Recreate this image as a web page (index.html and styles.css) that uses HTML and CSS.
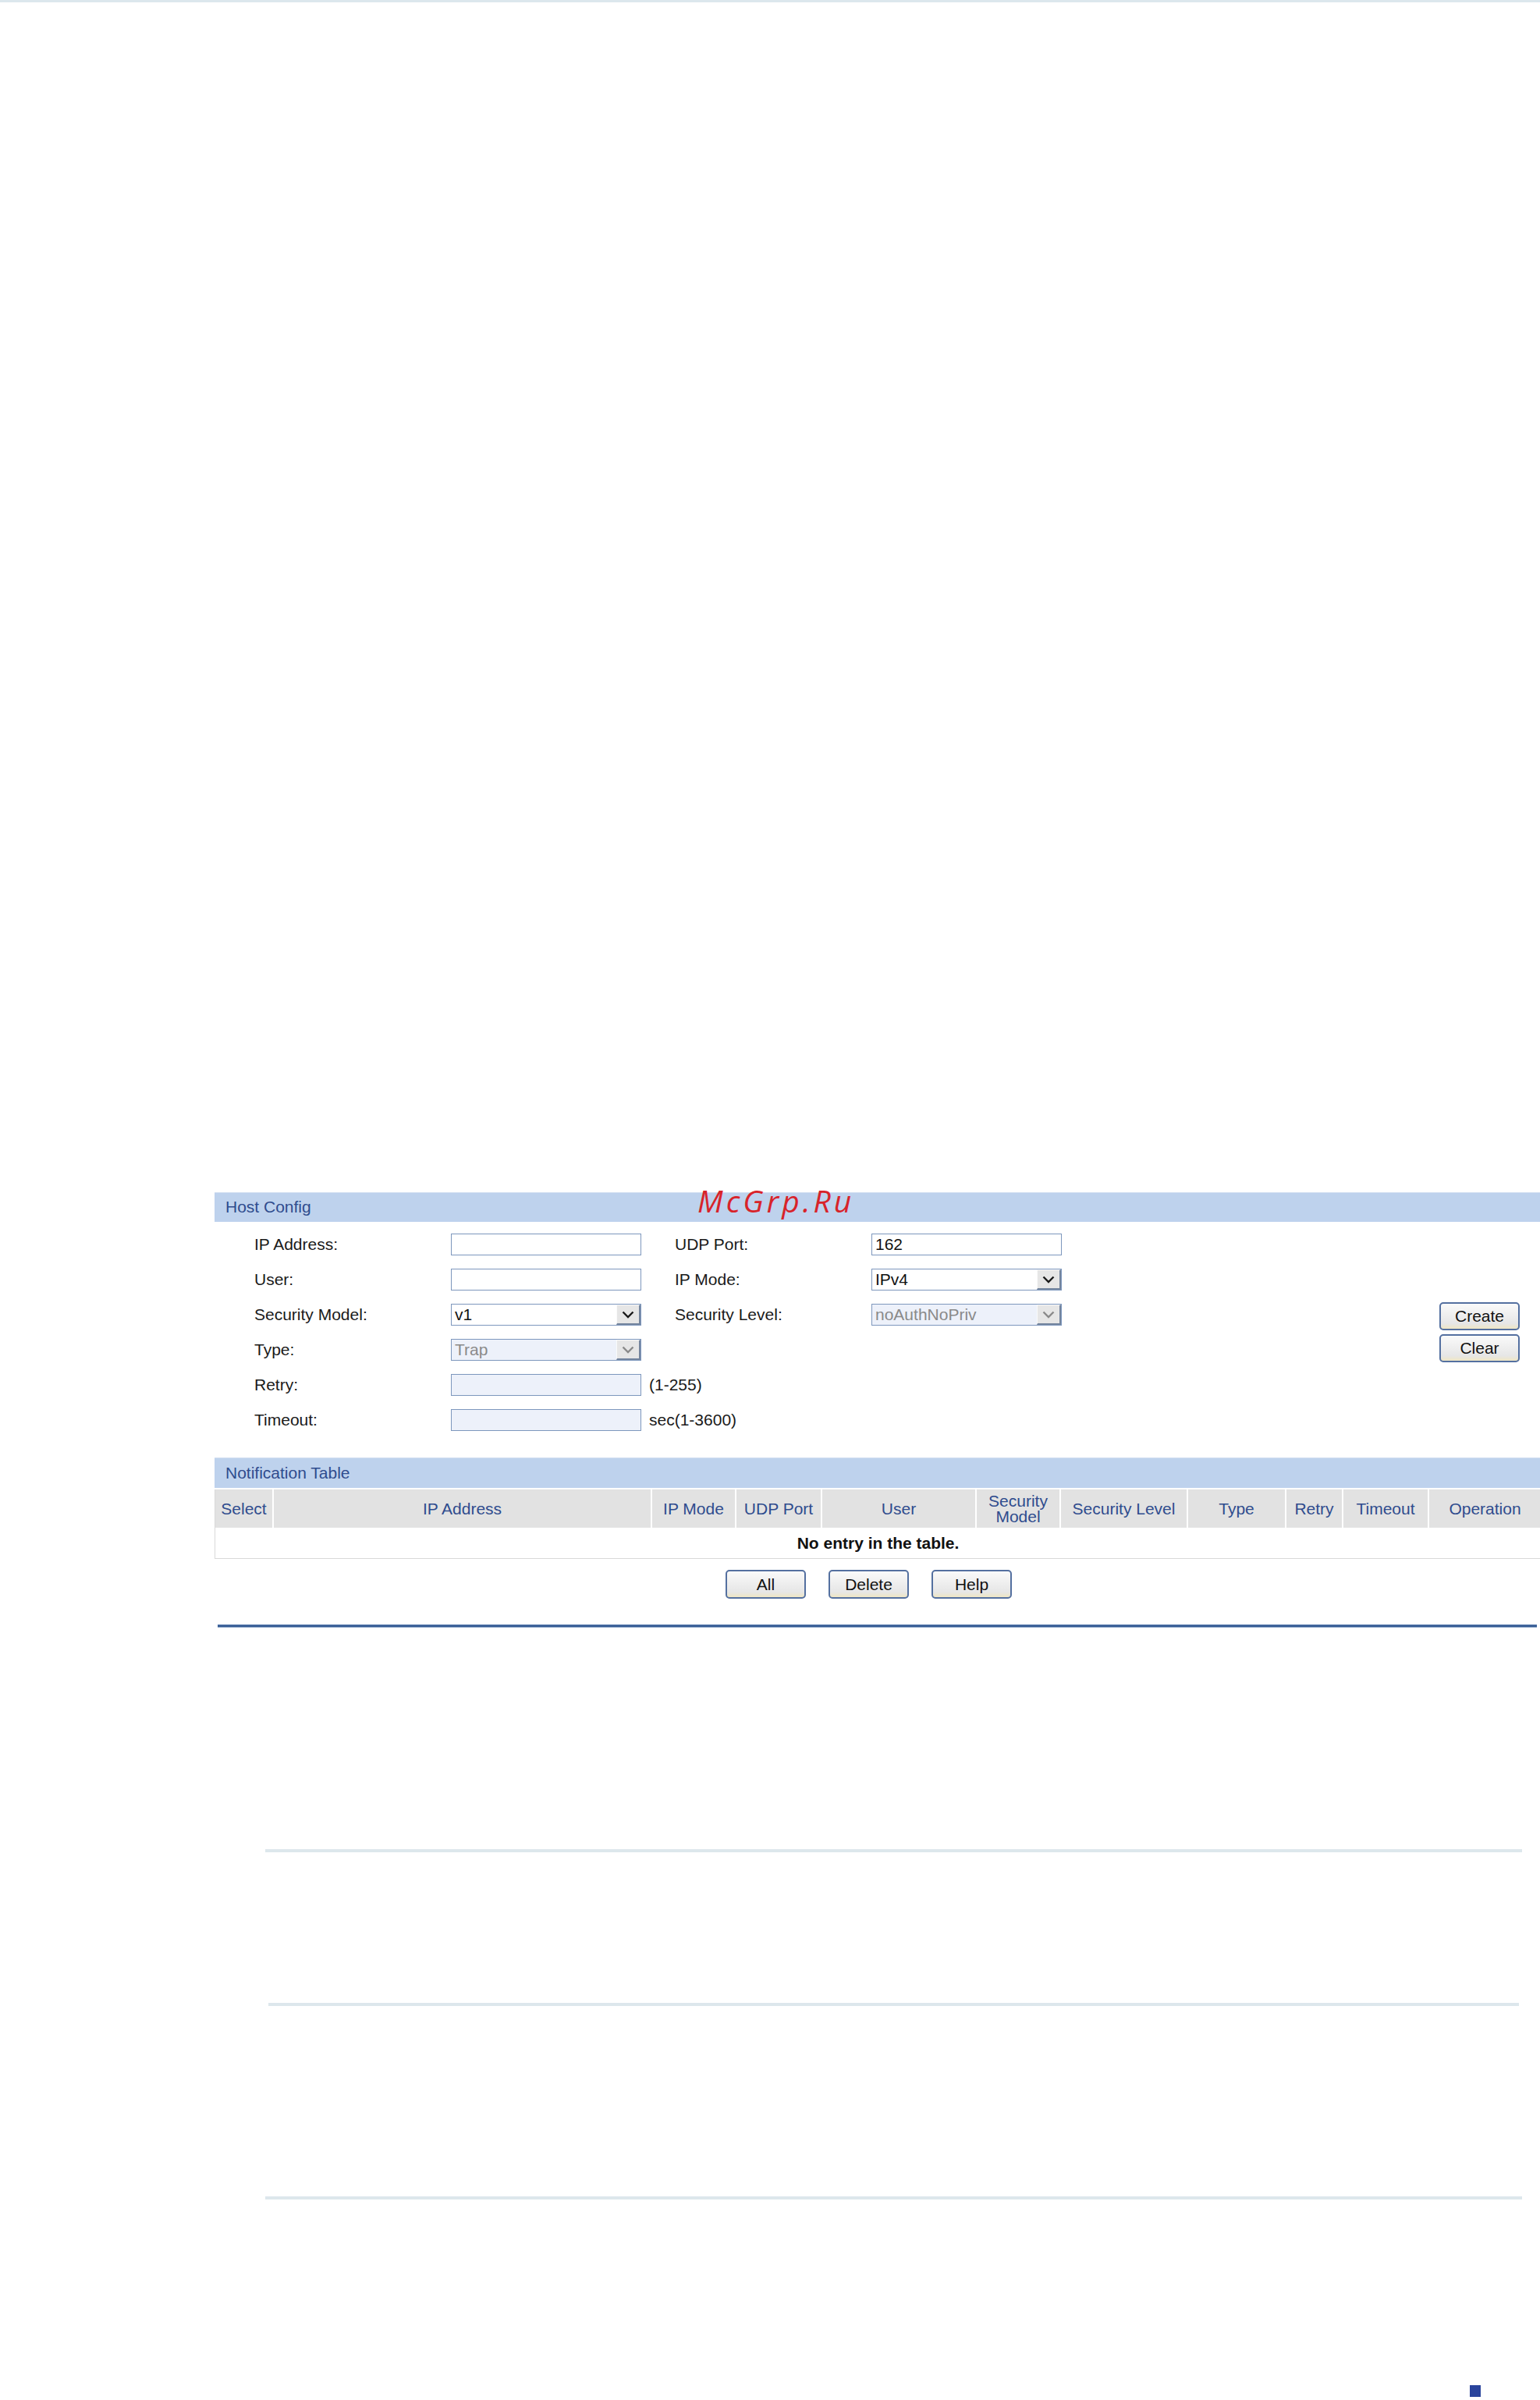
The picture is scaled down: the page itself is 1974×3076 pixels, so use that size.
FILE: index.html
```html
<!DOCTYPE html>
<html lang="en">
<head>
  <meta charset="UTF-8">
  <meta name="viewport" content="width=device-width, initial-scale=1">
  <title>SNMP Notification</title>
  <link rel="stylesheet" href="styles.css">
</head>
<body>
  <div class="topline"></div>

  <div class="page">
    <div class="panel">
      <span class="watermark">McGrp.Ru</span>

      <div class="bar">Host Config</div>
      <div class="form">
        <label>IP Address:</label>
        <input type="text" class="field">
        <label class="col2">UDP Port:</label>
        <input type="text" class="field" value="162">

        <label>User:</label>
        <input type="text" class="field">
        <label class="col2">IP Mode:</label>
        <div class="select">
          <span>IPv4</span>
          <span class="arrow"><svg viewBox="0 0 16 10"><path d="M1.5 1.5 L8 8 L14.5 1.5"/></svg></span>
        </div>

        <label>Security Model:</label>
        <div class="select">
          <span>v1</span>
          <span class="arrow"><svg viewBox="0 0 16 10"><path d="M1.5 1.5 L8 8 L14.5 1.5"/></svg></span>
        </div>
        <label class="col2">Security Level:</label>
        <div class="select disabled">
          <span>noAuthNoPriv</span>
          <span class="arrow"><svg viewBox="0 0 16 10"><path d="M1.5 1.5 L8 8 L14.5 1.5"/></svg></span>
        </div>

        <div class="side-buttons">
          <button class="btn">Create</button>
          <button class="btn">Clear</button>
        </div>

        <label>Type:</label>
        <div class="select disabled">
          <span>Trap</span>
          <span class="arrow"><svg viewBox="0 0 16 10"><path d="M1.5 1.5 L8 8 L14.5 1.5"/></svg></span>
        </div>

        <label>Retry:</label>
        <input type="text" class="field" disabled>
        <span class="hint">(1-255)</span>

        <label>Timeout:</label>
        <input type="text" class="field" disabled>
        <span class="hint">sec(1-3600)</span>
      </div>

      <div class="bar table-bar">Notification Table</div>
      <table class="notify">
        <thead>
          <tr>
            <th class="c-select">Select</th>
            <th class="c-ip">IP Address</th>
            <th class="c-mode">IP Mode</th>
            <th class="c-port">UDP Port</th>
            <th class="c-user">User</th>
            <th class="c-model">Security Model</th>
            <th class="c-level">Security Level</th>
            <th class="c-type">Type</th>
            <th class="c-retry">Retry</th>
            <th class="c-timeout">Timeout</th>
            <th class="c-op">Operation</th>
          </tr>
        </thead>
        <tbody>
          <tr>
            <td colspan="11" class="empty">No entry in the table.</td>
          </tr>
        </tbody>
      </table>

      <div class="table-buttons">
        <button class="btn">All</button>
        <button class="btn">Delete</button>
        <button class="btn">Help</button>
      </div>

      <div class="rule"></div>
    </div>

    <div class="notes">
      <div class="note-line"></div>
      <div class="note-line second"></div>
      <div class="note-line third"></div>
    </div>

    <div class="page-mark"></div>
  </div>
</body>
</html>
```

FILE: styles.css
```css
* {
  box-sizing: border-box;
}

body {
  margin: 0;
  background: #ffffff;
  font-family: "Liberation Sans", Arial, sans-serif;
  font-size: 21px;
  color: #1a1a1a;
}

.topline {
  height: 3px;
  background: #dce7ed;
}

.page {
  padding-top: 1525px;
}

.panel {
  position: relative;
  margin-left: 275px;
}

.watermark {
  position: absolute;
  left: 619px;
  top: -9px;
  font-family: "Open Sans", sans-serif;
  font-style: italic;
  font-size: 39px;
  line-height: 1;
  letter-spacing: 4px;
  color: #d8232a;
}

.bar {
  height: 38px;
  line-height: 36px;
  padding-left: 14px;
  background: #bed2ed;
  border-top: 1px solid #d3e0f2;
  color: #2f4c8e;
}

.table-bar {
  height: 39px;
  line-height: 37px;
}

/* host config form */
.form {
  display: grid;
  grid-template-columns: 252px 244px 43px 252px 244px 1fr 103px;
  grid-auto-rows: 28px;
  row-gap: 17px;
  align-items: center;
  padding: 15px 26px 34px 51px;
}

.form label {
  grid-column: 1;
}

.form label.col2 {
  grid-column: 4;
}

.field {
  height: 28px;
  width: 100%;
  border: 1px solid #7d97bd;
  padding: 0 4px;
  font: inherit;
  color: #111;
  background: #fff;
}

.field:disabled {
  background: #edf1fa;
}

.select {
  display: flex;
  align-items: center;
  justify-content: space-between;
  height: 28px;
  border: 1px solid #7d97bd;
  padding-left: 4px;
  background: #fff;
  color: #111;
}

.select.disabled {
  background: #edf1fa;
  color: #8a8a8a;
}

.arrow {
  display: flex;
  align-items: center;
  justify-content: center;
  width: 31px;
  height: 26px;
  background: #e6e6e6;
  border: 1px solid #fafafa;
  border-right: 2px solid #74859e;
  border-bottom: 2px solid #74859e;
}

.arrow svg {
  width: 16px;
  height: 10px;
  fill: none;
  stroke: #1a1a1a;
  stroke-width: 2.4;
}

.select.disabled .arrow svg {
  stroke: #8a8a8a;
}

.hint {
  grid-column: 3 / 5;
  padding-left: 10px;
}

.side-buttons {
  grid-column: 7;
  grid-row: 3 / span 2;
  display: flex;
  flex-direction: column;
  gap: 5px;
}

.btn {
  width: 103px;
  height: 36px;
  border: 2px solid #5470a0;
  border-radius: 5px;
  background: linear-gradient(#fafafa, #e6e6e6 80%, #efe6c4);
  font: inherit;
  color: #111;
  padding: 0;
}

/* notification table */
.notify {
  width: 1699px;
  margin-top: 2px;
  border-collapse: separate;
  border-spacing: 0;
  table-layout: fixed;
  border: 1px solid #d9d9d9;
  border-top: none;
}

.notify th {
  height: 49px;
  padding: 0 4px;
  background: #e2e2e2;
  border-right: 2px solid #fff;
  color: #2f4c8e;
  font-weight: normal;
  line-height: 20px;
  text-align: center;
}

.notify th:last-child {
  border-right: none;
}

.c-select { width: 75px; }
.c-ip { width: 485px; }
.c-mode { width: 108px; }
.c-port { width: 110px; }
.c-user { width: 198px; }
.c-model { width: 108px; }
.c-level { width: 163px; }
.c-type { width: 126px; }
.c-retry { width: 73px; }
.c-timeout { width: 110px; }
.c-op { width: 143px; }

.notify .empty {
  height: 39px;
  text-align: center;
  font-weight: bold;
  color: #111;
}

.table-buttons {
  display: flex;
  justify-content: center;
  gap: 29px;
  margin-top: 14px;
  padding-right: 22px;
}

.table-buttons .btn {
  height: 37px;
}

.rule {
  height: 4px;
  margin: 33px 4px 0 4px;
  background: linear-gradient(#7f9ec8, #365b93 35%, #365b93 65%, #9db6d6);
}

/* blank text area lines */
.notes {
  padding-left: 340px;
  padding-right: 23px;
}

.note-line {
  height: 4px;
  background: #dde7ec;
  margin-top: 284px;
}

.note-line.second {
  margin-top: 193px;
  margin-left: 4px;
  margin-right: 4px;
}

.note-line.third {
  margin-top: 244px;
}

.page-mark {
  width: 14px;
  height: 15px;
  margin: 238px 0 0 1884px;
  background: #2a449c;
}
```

----

Stated task
Set down the material exactly, every line of it, except for the pictures.

Written answer
Recreate this image as a web page (index.html and styles.css) that uses HTML and CSS.
The picture is scaled down: the page itself is 1974×3076 pixels, so use that size.
FILE: index.html
```html
<!DOCTYPE html>
<html lang="en">
<head>
  <meta charset="UTF-8">
  <meta name="viewport" content="width=device-width, initial-scale=1">
  <title>SNMP Notification</title>
  <link rel="stylesheet" href="styles.css">
</head>
<body>
  <div class="topline"></div>

  <div class="page">
    <div class="panel">
      <span class="watermark">McGrp.Ru</span>

      <div class="bar">Host Config</div>
      <div class="form">
        <label>IP Address:</label>
        <input type="text" class="field">
        <label class="col2">UDP Port:</label>
        <input type="text" class="field" value="162">

        <label>User:</label>
        <input type="text" class="field">
        <label class="col2">IP Mode:</label>
        <div class="select">
          <span>IPv4</span>
          <span class="arrow"><svg viewBox="0 0 16 10"><path d="M1.5 1.5 L8 8 L14.5 1.5"/></svg></span>
        </div>

        <label>Security Model:</label>
        <div class="select">
          <span>v1</span>
          <span class="arrow"><svg viewBox="0 0 16 10"><path d="M1.5 1.5 L8 8 L14.5 1.5"/></svg></span>
        </div>
        <label class="col2">Security Level:</label>
        <div class="select disabled">
          <span>noAuthNoPriv</span>
          <span class="arrow"><svg viewBox="0 0 16 10"><path d="M1.5 1.5 L8 8 L14.5 1.5"/></svg></span>
        </div>

        <div class="side-buttons">
          <button class="btn">Create</button>
          <button class="btn">Clear</button>
        </div>

        <label>Type:</label>
        <div class="select disabled">
          <span>Trap</span>
          <span class="arrow"><svg viewBox="0 0 16 10"><path d="M1.5 1.5 L8 8 L14.5 1.5"/></svg></span>
        </div>

        <label>Retry:</label>
        <input type="text" class="field" disabled>
        <span class="hint">(1-255)</span>

        <label>Timeout:</label>
        <input type="text" class="field" disabled>
        <span class="hint">sec(1-3600)</span>
      </div>

      <div class="bar table-bar">Notification Table</div>
      <table class="notify">
        <thead>
          <tr>
            <th class="c-select">Select</th>
            <th class="c-ip">IP Address</th>
            <th class="c-mode">IP Mode</th>
            <th class="c-port">UDP Port</th>
            <th class="c-user">User</th>
            <th class="c-model">Security Model</th>
            <th class="c-level">Security Level</th>
            <th class="c-type">Type</th>
            <th class="c-retry">Retry</th>
            <th class="c-timeout">Timeout</th>
            <th class="c-op">Operation</th>
          </tr>
        </thead>
        <tbody>
          <tr>
            <td colspan="11" class="empty">No entry in the table.</td>
          </tr>
        </tbody>
      </table>

      <div class="table-buttons">
        <button class="btn">All</button>
        <button class="btn">Delete</button>
        <button class="btn">Help</button>
      </div>

      <div class="rule"></div>
    </div>

    <div class="notes">
      <div class="note-line"></div>
      <div class="note-line second"></div>
      <div class="note-line third"></div>
    </div>

    <div class="page-mark"></div>
  </div>
</body>
</html>
```

FILE: styles.css
```css
* {
  box-sizing: border-box;
}

body {
  margin: 0;
  background: #ffffff;
  font-family: "Liberation Sans", Arial, sans-serif;
  font-size: 21px;
  color: #1a1a1a;
}

.topline {
  height: 3px;
  background: #dce7ed;
}

.page {
  padding-top: 1525px;
}

.panel {
  position: relative;
  margin-left: 275px;
}

.watermark {
  position: absolute;
  left: 619px;
  top: -9px;
  font-family: "Open Sans", sans-serif;
  font-style: italic;
  font-size: 39px;
  line-height: 1;
  letter-spacing: 4px;
  color: #d8232a;
}

.bar {
  height: 38px;
  line-height: 36px;
  padding-left: 14px;
  background: #bed2ed;
  border-top: 1px solid #d3e0f2;
  color: #2f4c8e;
}

.table-bar {
  height: 39px;
  line-height: 37px;
}

/* host config form */
.form {
  display: grid;
  grid-template-columns: 252px 244px 43px 252px 244px 1fr 103px;
  grid-auto-rows: 28px;
  row-gap: 17px;
  align-items: center;
  padding: 15px 26px 34px 51px;
}

.form label {
  grid-column: 1;
}

.form label.col2 {
  grid-column: 4;
}

.field {
  height: 28px;
  width: 100%;
  border: 1px solid #7d97bd;
  padding: 0 4px;
  font: inherit;
  color: #111;
  background: #fff;
}

.field:disabled {
  background: #edf1fa;
}

.select {
  display: flex;
  align-items: center;
  justify-content: space-between;
  height: 28px;
  border: 1px solid #7d97bd;
  padding-left: 4px;
  background: #fff;
  color: #111;
}

.select.disabled {
  background: #edf1fa;
  color: #8a8a8a;
}

.arrow {
  display: flex;
  align-items: center;
  justify-content: center;
  width: 31px;
  height: 26px;
  background: #e6e6e6;
  border: 1px solid #fafafa;
  border-right: 2px solid #74859e;
  border-bottom: 2px solid #74859e;
}

.arrow svg {
  width: 16px;
  height: 10px;
  fill: none;
  stroke: #1a1a1a;
  stroke-width: 2.4;
}

.select.disabled .arrow svg {
  stroke: #8a8a8a;
}

.hint {
  grid-column: 3 / 5;
  padding-left: 10px;
}

.side-buttons {
  grid-column: 7;
  grid-row: 3 / span 2;
  display: flex;
  flex-direction: column;
  gap: 5px;
}

.btn {
  width: 103px;
  height: 36px;
  border: 2px solid #5470a0;
  border-radius: 5px;
  background: linear-gradient(#fafafa, #e6e6e6 80%, #efe6c4);
  font: inherit;
  color: #111;
  padding: 0;
}

/* notification table */
.notify {
  width: 1699px;
  margin-top: 2px;
  border-collapse: separate;
  border-spacing: 0;
  table-layout: fixed;
  border: 1px solid #d9d9d9;
  border-top: none;
}

.notify th {
  height: 49px;
  padding: 0 4px;
  background: #e2e2e2;
  border-right: 2px solid #fff;
  color: #2f4c8e;
  font-weight: normal;
  line-height: 20px;
  text-align: center;
}

.notify th:last-child {
  border-right: none;
}

.c-select { width: 75px; }
.c-ip { width: 485px; }
.c-mode { width: 108px; }
.c-port { width: 110px; }
.c-user { width: 198px; }
.c-model { width: 108px; }
.c-level { width: 163px; }
.c-type { width: 126px; }
.c-retry { width: 73px; }
.c-timeout { width: 110px; }
.c-op { width: 143px; }

.notify .empty {
  height: 39px;
  text-align: center;
  font-weight: bold;
  color: #111;
}

.table-buttons {
  display: flex;
  justify-content: center;
  gap: 29px;
  margin-top: 14px;
  padding-right: 22px;
}

.table-buttons .btn {
  height: 37px;
}

.rule {
  height: 4px;
  margin: 33px 4px 0 4px;
  background: linear-gradient(#7f9ec8, #365b93 35%, #365b93 65%, #9db6d6);
}

/* blank text area lines */
.notes {
  padding-left: 340px;
  padding-right: 23px;
}

.note-line {
  height: 4px;
  background: #dde7ec;
  margin-top: 284px;
}

.note-line.second {
  margin-top: 193px;
  margin-left: 4px;
  margin-right: 4px;
}

.note-line.third {
  margin-top: 244px;
}

.page-mark {
  width: 14px;
  height: 15px;
  margin: 238px 0 0 1884px;
  background: #2a449c;
}
```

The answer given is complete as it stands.